Embedded computing systems feature on the frontline of many military and defence applications and many of these technologies serve the purpose of collecting and sharing information. Overhauling and modernising military operations is particularly challenging due to the requirements of the given embedded systems at the tactical edge. These systems must first process input data efficiently and effectively in harsh operating environments, which involves an ever-increasing amount of processing power and careful design considerations. The processed data then needs to be communicated rapidly, reliably and securely to other networked systems.

In military operations it is not only the quantity of data that has increased in recent years but the quality, which in turn increases the required processing capabilities.

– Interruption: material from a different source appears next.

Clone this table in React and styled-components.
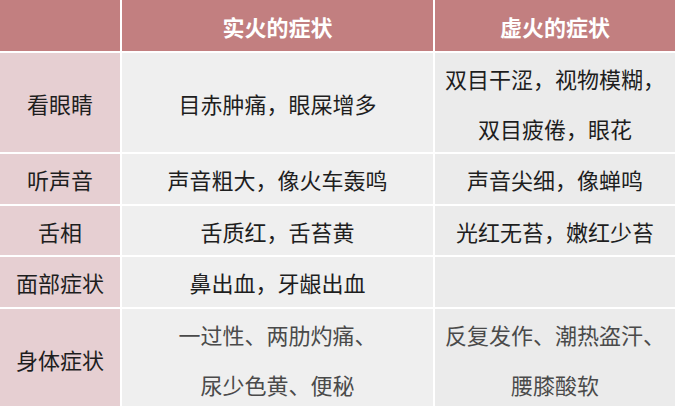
import styled, { createGlobalStyle } from "styled-components";

const GlobalStyle = createGlobalStyle`
  html, body {
    margin: 0;
    padding: 0;
    background: #ffffff;
  }
  body {
    font-family: "Noto Sans CJK SC", "Noto Sans", sans-serif;
  }
`;

const rows = [
  {
    label: "看眼睛",
    shi: ["目赤肿痛，眼屎增多"],
    xu: ["双目干涩，视物模糊，", "双目疲倦，眼花"],
  },
  { label: "听声音", shi: ["声音粗大，像火车轰鸣"], xu: ["声音尖细，像蝉鸣"] },
  { label: "舌相", shi: ["舌质红，舌苔黄"], xu: ["光红无苔，嫩红少苔"] },
  { label: "面部症状", shi: ["鼻出血，牙龈出血"], xu: [] },
  {
    label: "身体症状",
    shi: ["一过性、两肋灼痛、", "尿少色黄、便秘"],
    xu: ["反复发作、潮热盗汗、", "腰膝酸软"],
    soft: true,
  },
];

const App = () => {
  return (
    <>
      <GlobalStyle />
      <Table>
        <HeadCell />
        <HeadCell>实火的症状</HeadCell>
        <HeadCell>虚火的症状</HeadCell>
        {rows.map((row) => (
          <Row key={row.label} row={row} />
        ))}
      </Table>
    </>
  );
};

const Row = ({ row }) => (
  <>
    <LabelCell>{row.label}</LabelCell>
    <BodyCell $soft={row.soft}>
      {row.shi.map((line) => (
        <Line key={line}>{line}</Line>
      ))}
    </BodyCell>
    <BodyCell $soft={row.soft} $alt>
      {row.xu.map((line) => (
        <Line key={line}>{line}</Line>
      ))}
    </BodyCell>
  </>
);

export default App;

const Table = styled.div`
  width: 675px;
  height: 406px;
  display: grid;
  grid-template-columns: 120px 311px 1fr;
  grid-template-rows: 51px 99px 50px 49px 50px 1fr;
  gap: 2px;
  background: #ffffff;
  overflow: hidden;
`;

const Cell = styled.div`
  display: flex;
  flex-direction: column;
  align-items: center;
  justify-content: center;
  font-size: 22px;
  line-height: 50px;
  white-space: nowrap;
`;

const HeadCell = styled(Cell)`
  background: #c27f80;
  color: #ffffff;
  font-weight: 700;
`;

const LabelCell = styled(Cell)`
  background: #e6cfd2;
  color: #1e1e1e;
`;

const BodyCell = styled(Cell)`
  background: ${(p) => (p.$alt ? "#ebebeb" : "#efefef")};
  color: ${(p) => (p.$soft ? "#4a4a4a" : "#1e1e1e")};
`;

const Line = styled.div`
  height: 50px;
`;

To handle the increase in data intensity, embedded computing has seen a rise in the use of AI and general-purpose calculation on GPUs to accelerate computing capabilities. By relying on proven ruggedisation techniques as well as verified testing methodologies, GPU-accelerated computing can offer unique data processing, memory, and power efficiency system performance advantages in even in the harshest of environments.

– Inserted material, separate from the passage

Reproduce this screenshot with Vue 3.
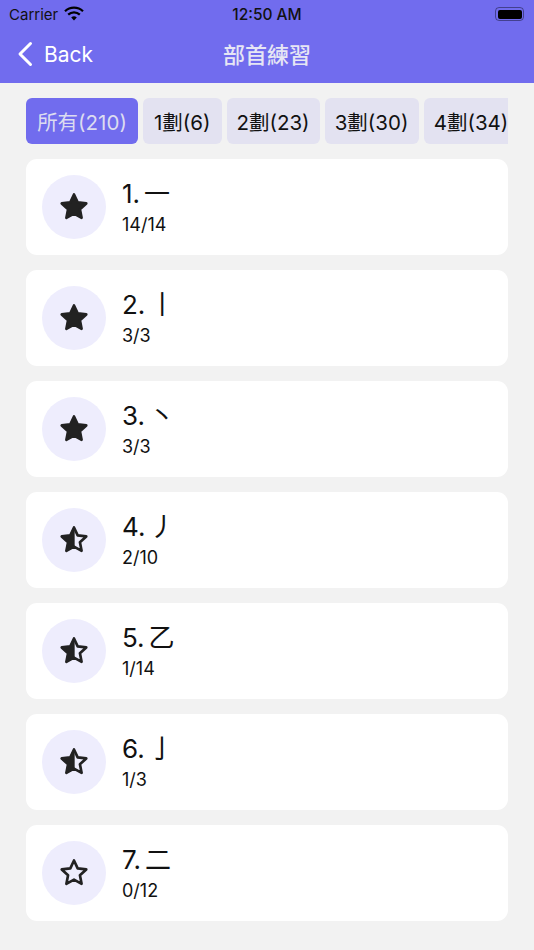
<script setup>
const tabs = [
  { label: '所有(210)', width: 112, active: true },
  { label: '1劃(6)', width: 78.5 },
  { label: '2劃(23)', width: 93 },
  { label: '3劃(30)', width: 94 },
  { label: '4劃(34)', width: 95 },
]
const rows = [
  { n: '1.', c: '一', p: '14/14', s: 'full' },
  { n: '2.', c: '丨', p: '3/3', s: 'full' },
  { n: '3.', c: '丶', p: '3/3', s: 'full' },
  { n: '4.', c: '丿', p: '2/10', s: 'half' },
  { n: '5.', c: '乙', p: '1/14', s: 'half' },
  { n: '6.', c: '亅', p: '1/3', s: 'half' },
  { n: '7.', c: '二', p: '0/12', s: 'empty' },
]
const star = 'M12 2.6l2.75 5.9 6.45.8-4.75 4.4 1.25 6.4L12 17l-5.7 3.1 1.25-6.4L2.8 9.3l6.45-.8z'
const half = 'M12 2.6v14.4l-5.7 3.1 1.25-6.4L2.8 9.3l6.45-.8z'
</script>

<template>
  <div class="page">
    <header class="head">
      <div class="status">
        <div class="left">
          <span>Carrier</span>
          <svg class="wifi" viewBox="0 0 20 15" width="20" height="15">
            <path d="M1 5.2a13 13 0 0 1 18 0" fill="none" stroke="#000" stroke-width="2.2"/>
            <path d="M4.2 8.6a8.4 8.4 0 0 1 11.6 0" fill="none" stroke="#000" stroke-width="2.2"/>
            <path d="M7.2 11.5a4 4 0 0 1 5.6 0L10 14.6z" fill="#000"/>
          </svg>
        </div>
        <span class="time">12:50 AM</span>
        <div class="battery"><i></i></div>
      </div>
      <div class="nav">
        <div class="back">
          <svg viewBox="0 0 16 26" width="16" height="26">
            <path d="M13.5 2.5L3 13l10.5 10.5" fill="none" stroke="#fff" stroke-width="3" stroke-linecap="round" stroke-linejoin="round"/>
          </svg>
          <span>Back</span>
        </div>
        <div class="title">部首練習</div>
      </div>
    </header>

    <main class="main">
      <div class="tabs">
        <div
          v-for="t in tabs"
          :key="t.label"
          class="tab"
          :class="{ active: t.active }"
          :style="{ width: t.width + 'px' }"
        >{{ t.label }}</div>
      </div>
      <div class="list">
        <div v-for="r in rows" :key="r.n" class="card">
          <div class="circle">
            <svg viewBox="0 0 24 24" width="32" height="32">
              <path v-if="r.s === 'full'" :d="star" fill="#222" stroke="#222" stroke-width="2" stroke-linejoin="round"/>
              <template v-else>
                <path v-if="r.s === 'half'" :d="half" fill="#222" stroke="#222" stroke-width="1" stroke-linejoin="round"/>
                <path :d="star" fill="none" stroke="#222" stroke-width="2" stroke-linejoin="round"/>
              </template>
            </svg>
          </div>
          <div class="text">
            <div class="name"><span>{{ r.n }}</span><span class="cjk">{{ r.c }}</span></div>
            <div class="prog">{{ r.p }}</div>
          </div>
        </div>
      </div>
    </main>
  </div>
</template>

<style scoped>
.page {
  width: 534px;
  height: 950px;
  overflow: hidden;
  background: #f2f2f2;
  font-family: Inter, "Noto Sans CJK TC", sans-serif;
  color: #111;
}
.head {
  height: 83px;
  background: #716cee;
}
.status {
  height: 28px;
  position: relative;
  display: flex;
  align-items: center;
  justify-content: space-between;
  padding: 0 10px 0 9px;
  font-size: 15px;
  font-weight: 400;
  color: #111;
}
.left {
  display: flex;
  align-items: center;
  gap: 6px;
}
.wifi {
  margin-top: -1px;
}
.time {
  position: absolute;
  left: 0;
  right: 0;
  text-align: center;
  font-size: 15.5px;
  font-weight: 500;
}
.battery {
  width: 29px;
  height: 14px;
  border: 1px solid rgba(0, 0, 0, 0.4);
  border-radius: 4px;
  padding: 1.5px;
  box-sizing: border-box;
  display: flex;
}
.battery i {
  flex: 1;
  background: #000;
  border-radius: 2px;
}
.nav {
  position: relative;
  height: 55px;
  display: flex;
  align-items: center;
  justify-content: center;
}
.back {
  position: absolute;
  left: 17px;
  top: 13px;
  display: flex;
  align-items: center;
  gap: 11px;
  color: #fff;
  font-size: 21px;
  font-weight: 380;
}
.title {
  color: #e6e6f4;
  font-size: 22px;
  font-weight: 500;
  margin-top: -6px;
}
.main {
  padding: 15px 26px 0;
}
.tabs {
  display: flex;
  gap: 5px;
  overflow: hidden;
  width: 482px;
}
.tab {
  flex: none;
  height: 46px;
  box-sizing: border-box;
  display: flex;
  align-items: center;
  justify-content: center;
  white-space: nowrap;
  border-radius: 6px;
  background: #e3e2f1;
  font-size: 20.5px;
  font-weight: 380;
  color: #111;
}
.tab.active {
  background: #716cee;
  color: #dcdcf0;
}
.list {
  margin-top: 15px;
  display: flex;
  flex-direction: column;
  gap: 15px;
}
.card {
  height: 96px;
  background: #fff;
  border-radius: 11px;
  display: flex;
  align-items: center;
  padding-left: 16px;
  gap: 16px;
}
.circle {
  width: 64px;
  height: 64px;
  border-radius: 50%;
  background: #eeedfd;
  display: flex;
  align-items: center;
  justify-content: center;
}
.text {
  display: flex;
  flex-direction: column;
  gap: 4px;
  margin-top: -1px;
}
.name {
  display: flex;
  gap: 4px;
  font-size: 26px;
  line-height: 32px;
  font-weight: 380;
  color: #111;
}
.cjk {
  font-weight: 400;
}
.prog {
  font-size: 18px;
  line-height: 22px;
  font-weight: 380;
  color: #111;
}
</style>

AI and general-purpose GPU (GPGPU) computing is based on parallel computing architectures, such as NVIDIA’s Compute Unified Device Architecture (CUDA). This allows GPGPUs to process tens of thousands of data points simultaneously (versus the hundreds that use serial processing). Even a typical multicore CPU-based architecture only offers a handful of cores running in parallel. When integrated into a ruggedised system, GPGPUs can meet the growing data requirements of today’s military applications in terms of raw processing capacity at the edge. With the data pre-processed or locally processed, it then generally needs to be communicated. However, unlike more stationary operating environments, rugged, mobile and mission-critical systems operate in places with volatile connections and may need to house data onboard until the network is restored. As such, storage is a key consideration: such developments as compact, high-density, flash-based modules have increased onboard storage capacities alongside the edge processing potentials of GPGPUs that reduce the data footprint. The potential of GPGPU and AI at the military tactical edge not only supports the modernisation efforts of forces globally, it is also accelerating the manufacturing and design capabilities of entirely new systems. Finding success in military data processing The key to military data processing success is ensuring that embedded systems at the tactical edge are up to the task – and this can only be achieved by giving due consideration to the processing and storage technologies required. Accordingly, systems such as those mentioned above are emerging and offering military operations the tactical ‘edge’ they need.